After walking into the Mess Tent and seeing Father Mulchay trimming the Christmas tree with various medical instruments, Hawkeye says “Looking good, Red.” This is a reference to the nickname “Dago Red” used in the original novel and the film MASH but only used twice in the series (the other instance was in the pilot episode).

Lizabeth Deen is credited as playing Becky in this episode. She must be the nurse Hawkeye is planning on meeting at 11 o’clock after his rendezvous with Barbara at 9 o’clock.

16 Replies to “Episode Spotlight: Dear Dad”

  1. There really isn’t anything else I can say, other than this is the first great Christmas episode M*A*S*H had (the other great Christmas episode being Season Seven’s “Dear Sis”), and one of the finest episodes from its struggling first season.

  2. I have always liked this episode. I think this was the first “letter” episode of many more throughout the series run.

    As far as the Vermont/Maine continuity error, I guess it could be argued that Hawkeye’s family was merely visiting Vermont, since he says something like “Christmas here in Korea, as with you there in Vermont…” (I know it is a stretch, but just a thought).

    Henry’s lectures are always hilarious.

  3. Funny episode although I like the second ‘Dear Dad’ episode ‘Dear Dad, Again’ much better.

    Henry’s lectures were always a hoot to watch.

  4. Definitely one of the best Season 1 shows.

    As far as Klinger’s behavior is concerned – I think you can justify it by saying that he had just arrived in Korea and was probably more unsettled by being there than many others in camp.

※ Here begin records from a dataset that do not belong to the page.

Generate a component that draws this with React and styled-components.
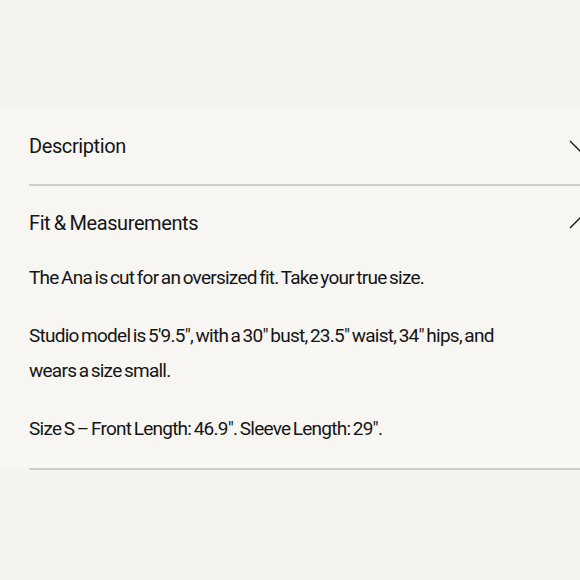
import React from "react";
import styled, { createGlobalStyle } from "styled-components";

const GlobalStyle = createGlobalStyle`
  html, body {
    margin: 0;
    padding: 0;
    background: #f4f3ef;
    overflow: hidden;
  }
  body {
    font-family: Roboto, "Liberation Sans", Arial, sans-serif;
    color: #151515;
  }
`;

const Page = styled.div`
  width: 580px;
  height: 580px;
  padding-top: 108px;
  box-sizing: border-box;
  overflow: hidden;
`;

const Panel = styled.div`
  background: #f7f6f2;
  padding-left: 29px;
  margin-right: -11px;
`;

const Item = styled.div`
  border-bottom: 2px solid #d0cec9;
`;

const Header = styled.div`
  display: flex;
  align-items: center;
  justify-content: space-between;
  height: ${(p) => p.$height}px;
`;

const Title = styled.span`
  font-size: 20px;
  letter-spacing: -0.4px;
  word-spacing: -1px;
`;

const Body = styled.div`
  max-width: 505px;
  padding-bottom: 22px;
`;

const Para = styled.p`
  margin: 0 0 23px;
  font-size: 19px;
  line-height: 35px;
  letter-spacing: -0.75px;
  word-spacing: -1.5px;
  &:last-child {
    margin-bottom: 0;
  }
`;

const Chevron = ({ up }) => (
  <svg width="22" height="12" viewBox="0 0 22 12" fill="none">
    <path
      d={up ? "M1 11 L11 1 L21 11" : "M1 1 L11 11 L21 1"}
      stroke="#151515"
      strokeWidth="1.3"
    />
  </svg>
);

export default function App() {
  return (
    <>
      <GlobalStyle />
      <Page>
        <Panel>
          <Item>
            <Header $height={76}>
              <Title>Description</Title>
              <Chevron />
            </Header>
          </Item>
          <Item>
            <Header $height={74}>
              <Title>Fit &amp; Measurements</Title>
              <Chevron up />
            </Header>
            <Body>
              <Para>The Ana is cut for an oversized fit. Take your true size.</Para>
              <Para>
                Studio model is 5'9.5", with a 30" bust, 23.5" waist, 34" hips, and
                wears a size small.
              </Para>
              <Para>Size S – Front Length: 46.9". Sleeve Length: 29".</Para>
            </Body>
          </Item>
        </Panel>
      </Page>
    </>
  );
}
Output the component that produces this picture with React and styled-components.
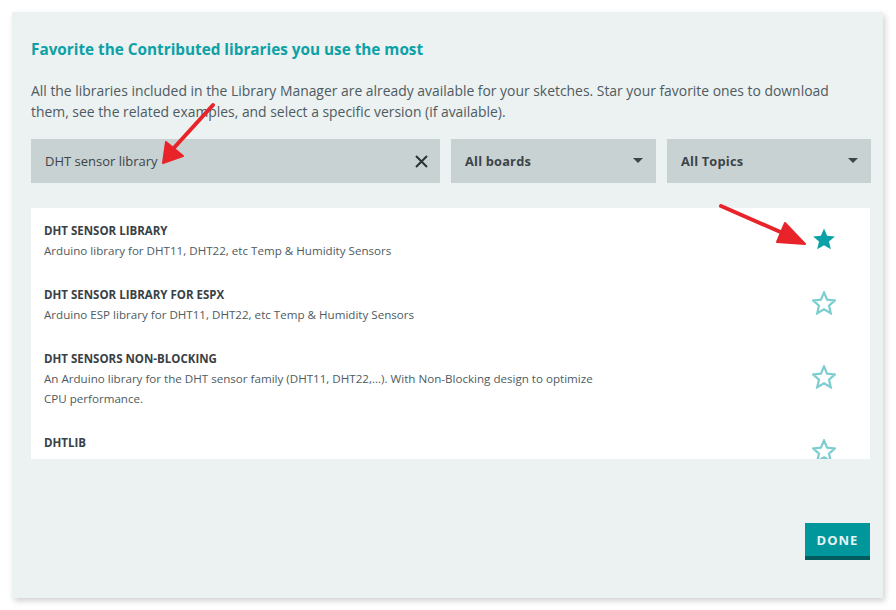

Frank being Frank just pushed a very fragile person over the edge.

    I asked Ken Levine about the show’s continuity errors a couple of years ago and he told me that the show never had a Writers Bible, which is very unusual. That would explain a lot of the gaffes.

  5. this is a little late, but as for the Maine/Vermont continuity error; since it’s a Christmas episode and Hawkeye says in his letter something like “Christmas will soon be here for us in Korea just as it will be for you in Vermont” maybe his father had a vacation cabin in Vermont or something like that. And when he says at the end “Kiss Mom & Sis for me…” maybe that refers to a picture of his mother that his father keeps on display or carries in his wallet or something & maybe his father has a girlfriend that Hawkeye considers his sister.

  6. I think too many people dwell on the continuity stuff. It’s obvious he was just crazy and imagined his mother and sis.

  7. just want to say that this was the first episode of MASH that I watched all the way through and to this day it’s one of my “must-see” Christmas shows (the others being “MR. MAGOOS CHRISTMAS CAROL” “A CHARLIE BROWN CHRISTMAS ” & “HOW THE GRINCH STOLE CHRISTMAS” in case anyone’s interested)

  8. An excellent episode for Christmas. One thing I don’t understand is why Frank would blame Klinger for something Frank did. Does Frank think he’s above the law in everything in he does?

    The lecture Henry tries to deliver is hilarious and worth the effort to watch this episode.

    1. In the movie, Frank’s a big blamer. “Every time one of his patients dies, he says it’s God’s will or someone else’s fault,” Duke Forrest tells Blake. When Frank does this to Boone, it leads to Trapper punching him out. I don’t think this Burns quite made it to the sitcom; too heavy, but like Spearchucker, Lt. Dish, and Ugly John, you see some residue.

  9. Radar delivering a Jeep home was a classic bit. Also I believe this is the episode that introduced Klinger as a character? As for Vermont, his dad might have been there on Christmas vacation. His dad always sounded like a great guy.

  10. Honestly one of the funniest episodes in Season 1. The bit when Hawkeye runs naked through the mess tent and then Trapper tells him “50 Bucks!” Hawkeye replies “I Think I Left My Wallet In The Swamp!” One of the funniest bits in the episode to date.

  11. Regarding continuity, I was reading a post on The Andy Griffith Show where one of the writers was asked about the Bobby Fleet character being named Freddy Fleet in a later episode. The writer basically said, look we were all focused on making a living and feeding our families…..it never occurred to any of us that people would be watching these shows fifty years later and picking them apart. I’m sure that applied to a lot of these episodes too.